Figure depicting alternative theoryTwo experimenters, Alice and Bob (or alternatively, two randomizing devices), each choose (a,b) how to measure their half of a pair of entangled particles. If these choices were not really “free” choices, but instead were subtly correlated with hidden information in the past of the experiment, it would be possible for an alternative theory, distinct from quantum mechanics, to still explain the “spooky” correlations between measurement outcomes (A,B) seen in real entanglement experiments, such as the “cosmic Bell” tests where Friedman and colleagues addressed the freedom-of-choice loophole by randomly choosing measurement settings using ancient light from stars and quasars. Image by Andrew S. Friedman and Jason Gallicchio.

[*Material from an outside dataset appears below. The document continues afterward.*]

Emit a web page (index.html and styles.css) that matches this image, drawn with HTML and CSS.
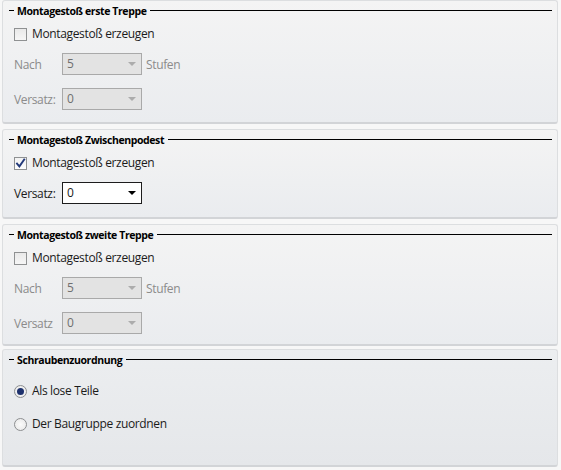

But, according to Andrew Friedman, a research scientist at the UC San Diego Center for Astrophysics and Space Sciences, Bell’s original theorem also assumed that experimenters are completely free to select which measurements to perform on each of two entangled particles. If measurement selections were not independent of relevant “hidden variables” missing from quantum theory that might affect the objects’ behavior, then the “freedom-of-choice” or “free will” loophole would open up.

To further explore the loophole, Friedman and his co-authors Alan Guth and David Kaiser, MIT; Michael J. W. Hall, Griffith University/Australian National University, and Jason Gallicchio, Harvey Mudd College, derived a new set of modified Bell inequalities that apply to cases in which either or both experimenters have only limited freedom to select measurements. They constructed local realist models that mimicked the predictions of quantum theory by yielding correlations exceeding Bell’s original inequality. Their findings are shared in an article titled, “Relaxed Bell Inequalities with Arbitrary Measurement Dependence for Each Observer,” published recently in “Physical Review A.

“Our theoretical results can help quantify how easy it would be to break certain quantum encryption schemes by exploiting the freedom-of-choice loophole,” noted Friedman.  “By messing with measurement choices in specific ways, future hackers could, in principle, fake genuine quantum entanglement with considerably less effort than exploiting some of the other more well known loopholes.”

While the practical applications of entanglement are of key interest to many national and corporate players, Friedman acknowledged that he is even more interested in how these heady, theoretical exercises might lend insight into the fundamental nature of reality.

“From entanglement tests that violate Bell’s inequality, we know that at least one of Bell’s assumptions can’t be true in nature, but we don’t know which one,” he said. “Our new results show that it is at least logically possible for our world to still obey realism and locality, just as Einstein hoped, at the price of giving up a modest amount of experimental freedom.”

Friedman explained that, regardless of hackers, if the world itself actually exploits the freedom-of-choice loophole, we will likely need a new theory that combines quantum mechanics and gravity to fully understand what this truly means about how our choices are constrained in subtle ways by the laws of nature.

“Perhaps when gravity is included, we will realize that it simply isn’t possible for objects to be completely independent of one another, or for choices to be completely free of relevant events in the past.”

The research was funded by the U.S. National Science Foundation INSPIRE grant (PHY-1541160); the U.S. Department of Energy (DE-SC0012567) and the Australian Research Council Centre of Excellence CE110001027.